Pelo sim pelo não temos que passar a ir às caixas self service para ver se isto lhe passa...

Sei bem que ela quer ser cantora. 
Outrora eu também quis ter o mesmo destino, mas foram-me cortadas as asas: "Podes sempre cantar no duche e nos tempos livres, mas tiras um curso". 
Costumo dizer que o meu pai, pintor boémio, irresponsável, arruinou todas as possibilidades de um seu filho ter uma carreira artística. O seu mau exemplo caiu-nos sempre em jeito de ameaça: "E queres ser como o teu pai?"

 (E a verdade é que, por mais atribulada e imperfeita que fosse a nossa relação, feita de arrufos e distâncias, eu sempre quis, eu apenas quis a sua aprovação e validação a vida inteira)

A minha querida cunhada mais nova, a Joana, diz, fascinada com os meus distintos e variados talentos: 'Podias ter sido qualquer coisa; é impressionante!'. E eu, no gozo, remato sempre: 'E, no entanto, perdi-me, e não fui nada!". 

Percebo bem o que ela quer dizer, que é elogio e não um lamento, como fazia o meu avô ao meu pai, pelas grandes expectativas goradas, pelo destino grandioso que não se cumpriu. Com tanto jeito, para tanta coisa, eu poderia ter tido a carreira que quisesse (menos para a Matemática, tudo menos matemática!). Mas não fui o que queria ser, aquilo que sempre me fez mais feliz, que me era tão fácil de executar que não poderia nunca ser um trabalho - até parecia mal!
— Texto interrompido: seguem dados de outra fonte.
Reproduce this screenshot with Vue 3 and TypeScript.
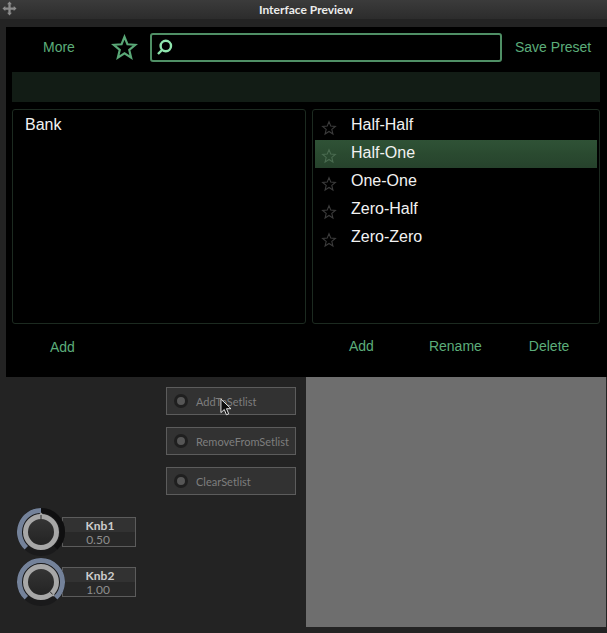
<script setup lang="ts">
interface Knob {
  name: string
  value: number
}

const presets = ['Half-Half', 'Half-One', 'One-One', 'Zero-Half', 'Zero-Zero']
const setlistButtons = ['AddToSetlist', 'RemoveFromSetlist', 'ClearSetlist']
const knobs: Knob[] = [
  { name: 'Knb1', value: 0.5 },
  { name: 'Knb2', value: 1 },
]

const starPath = 'M12 2.5l2.6 6.6 7 .5-5.4 4.5 1.7 6.9-5.9-3.8-5.9 3.8 1.7-6.9-5.4-4.5 7-.5z'

// knob sweep runs from 7 o'clock to 5 o'clock, 274 degrees in total
function polar(radius: number, deg: number) {
  const rad = ((deg - 90) * Math.PI) / 180
  return { x: 24 + radius * Math.cos(rad), y: 24 + radius * Math.sin(rad) }
}

function arc(radius: number, from: number, to: number) {
  const a = polar(radius, from)
  const b = polar(radius, to)
  const large = to - from > 180 ? 1 : 0
  return `M${a.x} ${a.y}A${radius} ${radius} 0 ${large} 1 ${b.x} ${b.y}`
}

function valueAngle(value: number) {
  return -137 + value * 274
}

function pointer(value: number) {
  const angle = valueAngle(value)
  const tip = polar(19.5, angle)
  const left = polar(16, angle - 15)
  const right = polar(16, angle + 15)
  return `M${left.x} ${left.y}L${tip.x} ${tip.y}L${right.x} ${right.y}Z`
}

function notch(value: number) {
  const angle = valueAngle(value)
  const from = polar(13, angle)
  const to = polar(17, angle)
  return `M${from.x} ${from.y}L${to.x} ${to.y}`
}
</script>

<template>
  <div class="window">
    <header class="titlebar">
      <svg class="move-icon" viewBox="0 0 16 16" width="15" height="15">
        <path d="M8 .5l2.6 3H9.2v3.3h3.3V5.4l3 2.6-3 2.6V9.2H9.2v3.3h1.4L8 15.5l-2.6-3h1.4V9.2H3.5v1.4L.5 8l3-2.6v1.4h3.3V3.5H5.4z" />
      </svg>
      <span class="title">Interface Preview</span>
    </header>

    <section class="browser">
      <div class="toolbar">
        <span class="link more">More</span>
        <svg class="fav-star" viewBox="0 0 24 24" width="27" height="27">
          <path :d="starPath" />
        </svg>
        <div class="search">
          <svg viewBox="0 0 18 18" width="18" height="18">
            <circle cx="8.8" cy="7" r="5.2" />
            <path d="M5 11L1 15" />
          </svg>
        </div>
        <span class="link save">Save Preset</span>
      </div>

      <div class="banner"></div>

      <div class="lists">
        <div class="list banks">
          <div class="bank">Bank</div>
        </div>
        <div class="list">
          <div
            v-for="preset in presets"
            :key="preset"
            class="preset"
            :class="{ selected: preset === 'Half-One' }"
          >
            <svg class="row-star" viewBox="0 0 24 24" width="16" height="16">
              <path :d="starPath" />
            </svg>
            <span>{{ preset }}</span>
          </div>
        </div>
      </div>

      <div class="actions">
        <div class="bank-actions">
          <span class="link">Add</span>
        </div>
        <div class="preset-actions">
          <span class="link act-add">Add</span>
          <span class="link act-rename">Rename</span>
          <span class="link act-delete">Delete</span>
        </div>
      </div>
    </section>

    <section class="lower">
      <div class="controls">
        <div class="setlist">
          <div v-for="label in setlistButtons" :key="label" class="set-btn">
            <span class="led"></span>
            <span>{{ label }}</span>
          </div>
        </div>
        <div class="knobs">
          <div v-for="knob in knobs" :key="knob.name" class="knob-row">
            <svg class="knob" viewBox="0 0 48 48" width="48" height="48">
              <defs>
                <linearGradient id="cap-fill" x1="0" y1="0" x2="0" y2="1">
                  <stop offset="0" stop-color="#363636" />
                  <stop offset="1" stop-color="#222222" />
                </linearGradient>
              </defs>
              <circle cx="24" cy="24" r="24" fill="#1a1a1b" />
              <path class="track" :d="arc(21.5, -137, 137)" />
              <path class="fill" :d="arc(21.5, -137, valueAngle(knob.value))" />
              <circle class="cap" cx="24" cy="24" r="15.5" fill="url(#cap-fill)" />
              <path class="needle" :d="pointer(knob.value)" />
              <path class="notch" :d="notch(knob.value)" />
            </svg>
            <div class="readout">
              <div class="knob-name">{{ knob.name }}</div>
              <div class="knob-value">{{ knob.value.toFixed(2) }}</div>
            </div>
          </div>
        </div>
      </div>
      <div class="canvas"></div>
    </section>

    <svg class="cursor" viewBox="0 0 14 20" width="13" height="19">
      <path d="M1 1v14.5l3.6-3.3 2.3 5.6 2.5-1-2.4-5.5h4.8z" />
    </svg>
  </div>
</template>

<style>
html,
body {
  margin: 0;
  background: #232323;
}
</style>

<style scoped>
.window {
  position: relative;
  width: 607px;
  height: 633px;
  overflow: hidden;
  background: #232323;
  font-family: "Liberation Sans", Arial, sans-serif;
}

.titlebar {
  display: flex;
  align-items: center;
  justify-content: center;
  position: relative;
  height: 19px;
  margin-bottom: 8px;
  padding-left: 5px;
  background: linear-gradient(#3b3b3b, #2c2c2c);
}

.move-icon {
  position: absolute;
  left: 2px;
  top: 1px;
  fill: #8c8c8c;
}

.title {
  font-family: Lato, sans-serif;
  font-size: 12px;
  font-weight: 700;
  color: #ececec;
}

.browser {
  height: 350px;
  margin-left: 6px;
  background: #000;
  display: flex;
  flex-direction: column;
}

.toolbar {
  display: flex;
  align-items: center;
  height: 29px;
  margin-top: 6px;
}

.toolbar .link {
  margin-top: -2px;
}

.link {
  font-size: 14px;
  color: #5cad7a;
}

.more {
  width: 30px;
  margin-left: 37px;
}

.fav-star {
  margin-left: 38px;
  fill: none;
  stroke: #5aa877;
  stroke-width: 1.9;
}

.search {
  box-sizing: border-box;
  display: flex;
  align-items: center;
  width: 352px;
  height: 29px;
  margin-left: 12px;
  padding-left: 5px;
  border: 2px solid #4f8f65;
  border-radius: 3px;
}

.search svg {
  fill: none;
  stroke: #8fe6ae;
  stroke-width: 2.4;
}

.save {
  margin-left: 13px;
}

.banner {
  width: 588px;
  height: 30px;
  margin: 10px 0 7px 6px;
  background: #121c15;
}

.lists {
  display: flex;
  gap: 6px;
  height: 215px;
  margin-left: 6px;
}

.list {
  box-sizing: border-box;
  width: 288px;
  padding: 2px;
  border: 1px solid #1c2a20;
  border-radius: 3px;
}

.banks {
  width: 294px;
}

.bank {
  height: 28px;
  line-height: 25px;
  padding-left: 10px;
  font-size: 16px;
  color: #f2f2f2;
}

.preset {
  display: flex;
  align-items: center;
  height: 28px;
  font-size: 16px;
  color: #f2f2f2;
}

.preset span {
  margin-top: -2px;
}

.preset.selected {
  background: linear-gradient(#2f5236, #2a4a30 50%, #26422c);
}

.row-star {
  margin: 4px 14px 0 6px;
  fill: none;
  stroke: #3c3c3c;
  stroke-width: 1.6;
}

.selected .row-star {
  stroke: #4a6b50;
}

.actions {
  display: flex;
  margin-top: 14px;
}

.bank-actions {
  width: 306px;
  padding-left: 44px;
  box-sizing: border-box;
}

.preset-actions {
  display: flex;
}

.act-add {
  margin-left: 37px;
}

.act-rename {
  margin-left: 55px;
}

.act-delete {
  margin-left: 47px;
}

.lower {
  display: flex;
  height: 250px;
}

.controls {
  width: 306px;
  flex: none;
}

.setlist {
  display: flex;
  flex-direction: column;
  gap: 12px;
  padding: 10px 0 0 166px;
}

.set-btn {
  box-sizing: border-box;
  display: flex;
  align-items: center;
  width: 130px;
  height: 28px;
  padding-left: 7px;
  border: 1px solid #5c5c5c;
  background: #323232;
  font-family: Lato, sans-serif;
  font-size: 11px;
  color: #7e7e7e;
}

.led {
  box-sizing: border-box;
  width: 14px;
  height: 14px;
  margin-right: 8px;
  border: 3px solid #1f1f1f;
  border-radius: 50%;
  background: #565656;
}

.knobs {
  display: flex;
  flex-direction: column;
  gap: 2px;
  padding: 13px 0 0 17px;
}

.knob-row {
  display: flex;
  align-items: center;
  height: 48px;
}

.knob {
  position: relative;
  z-index: 1;
  flex: none;
}

.track {
  fill: none;
  stroke: #0f0f10;
  stroke-width: 5;
}

.fill {
  fill: none;
  stroke: #74829a;
  stroke-width: 5;
}

.cap {
  stroke: #a7a7a7;
  stroke-width: 5;
}

.needle {
  fill: #a7a7a7;
}

.notch {
  fill: none;
  stroke: #2a2a2a;
  stroke-width: 1;
}

.readout {
  box-sizing: border-box;
  width: 74px;
  height: 30px;
  margin-left: -3px;
  padding: 0 2px 0 4px;
  border: 1px solid #5c5c5c;
  background: linear-gradient(#323232 50%, #282828 50%);
  font-family: Lato, sans-serif;
  text-align: center;
}

.knob-name {
  height: 15px;
  line-height: 15px;
  font-size: 12px;
  font-weight: 700;
  color: #cdcdcd;
}

.knob-value {
  margin-right: 4px;
  line-height: 13px;
  font-size: 12px;
  color: #8e8e8e;
}

.canvas {
  width: 300px;
  background: #6e6e6e;
}

.cursor {
  position: absolute;
  left: 220px;
  top: 398px;
  fill: #0c0c0c;
  stroke: #f2f2f2;
  stroke-width: 1;
}
</style>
Hoje em dia um curso superior nada vale: o centro de emprego está cheio de gente jovem a ver a vida por um canudo, muito lá ao fundo, num emprego que não é mais do que uma miragem numa travessia pelo deserto. Os call centers e as caixas de supermercado também estão cheios de malta licenciada.
Portanto, se a Carolina quiser ser cantora pode ser cantora à vontade, com o pleno e total apoio da família. 
Se quiser caixa de supermercado, ainda que por uns dias, também não há mal nenhum; não nos caem os parentes à lama.

Ò António, e que tal canalizador, filho? O que achas? Ou electricista?